Tibet di bawah kekuasaan Qing mengacu kepada kekuasaan Dinasti Qing atas Tibet dari tahun 1720 hingga 1912. Pada masa kekuasaan Qing di Tibet, wilayah ini secara struktrual, militer, dan administrasi pemerintahan dikontrol oleh Dinasti Qing yang didirikan oleh bangsa Manchu di Tiongkok. Dalam Sejarah Tibet, kekuasaan administratif Qing didirikan setelah sepasukan tentara Qing mengalahkan bangsa Dzungar yang menduduki Tibet pada tahun 1720, dan berlangsung hingga jatuhnya Dinasti Qing pada tahun 1912, meskipun wilayah tersebut mempertahankan tingkat otonomi politik di bawah para Dalai Lama. Kaisar Qing mengangkat residen kekaisaran yang dikenal sebagai Amban ke Tibet, yang memerintahkan lebih dari 2.000 tentara ditempatkan di Lhasa dan melapor kepada Lifan Yuan, sebuah badan pemerintahan Qing yang mengawasi kawasan perbatasan kekaisaran.[1]Protektorat yang didirikan Tiongkok di Tibet pada abad ke-18 tetap bertahan hingga memasuki abad ke-20, tetapi pada akhir abad ke-19, hegemoni Tiongkok atas Tibet tetap secara teori namun sebenarnya merupakan sebuah "surat mati" yakni kekuasaan telah kehilangan kekuatan atau kewenangannya tanpa harus dihapus secara resmi, mengingat beratnya beban domestik dan hubungan luar negeri Tiongkok.[2] Namun, Tiongkok mulai mengambil langkah untuk menegaskan kembali kekuasaan mereka tak lama setelah ekspedisi Britania Raya ke Tibet.[3]
Güshi Khan dari Khoshut pada tahun 1641 menggulingkan pangeran dari Tsang dan menjadikan Dalai Lama ke-5 sebagai otoritas spiritual dan politik tertinggi di Tibet,[4] mendirikan rezim yang dikenal sebagai Ganden Phodrang.

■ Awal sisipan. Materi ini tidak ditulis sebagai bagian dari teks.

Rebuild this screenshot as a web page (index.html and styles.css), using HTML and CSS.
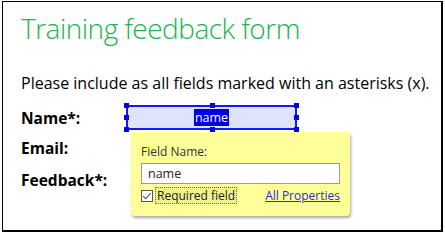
FILE: index.html
```html
<!DOCTYPE html>
<html>
<head>
<meta charset="utf-8">
<link rel="stylesheet" href="styles.css">
</head>
<body>
<div class="frame">
  <h1 class="title">Training feedback form</h1>
  <p class="intro">Please include as all fields marked with an asterisks (x).</p>
  <div class="form">
    <div class="label">Name*:</div>
    <div class="field-cell">
      <div class="field-box">
        <span class="sel-text">name</span>
        <span class="h h-tl"></span><span class="h h-tm"></span><span class="h h-tr"></span>
        <span class="h h-ml"></span><span class="h h-mr"></span>
        <span class="h h-bl"></span><span class="h h-bm"></span><span class="h h-br"></span>
      </div>
    </div>
    <div class="label">Email:</div>
    <div class="field-cell"></div>
    <div class="label">Feedback*:</div>
    <div class="field-cell"></div>
  </div>
  <div class="popup">
    <div class="pop-label">Field Name:</div>
    <div class="pop-input">name</div>
    <div class="pop-row">
      <label class="req">
        <span class="checkbox"><svg width="10" height="10" viewBox="0 0 10 10"><path d="M1.2 5.2 L3.8 7.8 L8.8 2" fill="none" stroke="#444" stroke-width="1.1"/></svg></span>
        <span class="req-text">Required field</span>
      </label>
      <a class="props" href="#">All Properties</a>
    </div>
  </div>
</div>
</body>
</html>
```
FILE: styles.css
```css
html, body {
  margin: 0;
  padding: 0;
  background: #ffffff;
}
.frame {
  position: relative;
  box-sizing: border-box;
  width: 441px;
  height: 231px;
  margin: 1px 0 0 2px;
  border: 1px solid #000;
  border-right-width: 2px;
  border-bottom-width: 2px;
  padding: 0 0 0 18px;
  font-family: "Open Sans", "Liberation Sans", sans-serif;
  color: #000;
}
.title {
  margin: 7px 0 0 0;
  font-size: 28px;
  font-weight: 300;
  line-height: 38px;
  color: #22b24f;
  letter-spacing: -0.5px;
}
.intro {
  margin: 25px 0 0 0;
  font-size: 16px;
  line-height: 22px;
}
.form {
  display: grid;
  grid-template-columns: 105px 172px;
  grid-template-rows: 30px 32px 30px;
  margin-top: 11px;
}
.label {
  font-weight: 700;
  font-size: 15.5px;
  line-height: 26px;
}
.field-box {
  position: relative;
  box-sizing: border-box;
  height: 25px;
  width: 171px;
  margin-top: 0;
  background: #dde4fb;
  border: 2px solid #1515ff;
  display: flex;
  justify-content: center;
  align-items: center;
}
.sel-text {
  background: #0000e6;
  color: #fff;
  font-size: 12.5px;
  line-height: 17px;
  padding: 0 1px;
  font-family: "Open Sans", sans-serif;
}
.h {
  position: absolute;
  width: 5px;
  height: 5px;
  background: #0000ee;
}
.h-tl { left: -4px; top: -4px; }
.h-tm { left: 82px; top: -4px; }
.h-tr { right: -4px; top: -4px; }
.h-ml { left: -4px; top: 8px; }
.h-mr { right: -4px; top: 8px; }
.h-bl { left: -4px; bottom: -4px; }
.h-bm { left: 82px; bottom: -4px; }
.h-br { right: -4px; bottom: -4px; }
.popup {
  position: absolute;
  left: 128px;
  top: 130px;
  box-sizing: border-box;
  width: 219px;
  height: 84px;
  background: #ffff99;
  border-radius: 4px;
  box-shadow: 1px 2px 3px rgba(0,0,0,0.35);
  padding: 11px 10px 0 10px;
  font-size: 12px;
  color: #333;
  display: flex;
  flex-direction: column;
}
.pop-label {
  line-height: 17px;
}
.pop-input {
  box-sizing: border-box;
  margin-top: 3px;
  height: 21px;
  background: #fff;
  border: 1px solid #9a9a9a;
  padding: 0 6px;
  line-height: 19px;
  font-size: 12.5px;
  color: #222;
}
.pop-row {
  margin-top: 3px;
  display: flex;
  justify-content: space-between;
  align-items: center;
}
.req {
  display: flex;
  align-items: center;
  gap: 2px;
}
.checkbox {
  box-sizing: border-box;
  width: 12px;
  height: 12px;
  border: 1px solid #555;
  background: #fff;
  display: flex;
  align-items: center;
  justify-content: center;
}
.req-text {
  border: 1px dotted #666;
  background: #f3f18f;
  padding: 0 1px;
  line-height: 15px;
  color: #222;
}
.props {
  color: #2a2ad6;
  text-decoration: underline;
}
```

Masa Dalai Lama ke-5 juga merupakan suatu periode perkembangan budaya yang kaya.
Bersama dengan Güshi Khan yang mendirikan Kekhanan Khoshut sebagai penguasa tertinggi yang sebagian besar tidak terlibat dalam pemerintahan, Dalai Lama ke-5 melaksanakan kebijakan luar negeri secara independen dari Qing, atas dasar otoritas spiritualnya di antara orang-orang Mongolia. Dia bertindak sebagai mediator antara suku-suku Mongol, dan antara orang Mongol dengan Kaisar Kangxi dari Qing. Pada tahun 1674, Kaisar meminta Dalai Lama untuk mengirim pasukan Mongolia untuk membantu menekan pemberontakan di Yunnan. Dalai Lama setuju untuk melakukannya, tetapi juga menyarankan Kangxi untuk menyelesaikan konflik di Yunnan dengan menentukan bagian lingkup kekuasaan seseorang daripada tindakan militer. Hal ini rupanya merupakan titik balik bagi Kaisar, yang mulai mengambil tindakan untuk menangani orang-orang Mongol secara langsung, dan bukan melalui Dalai Lama.[5]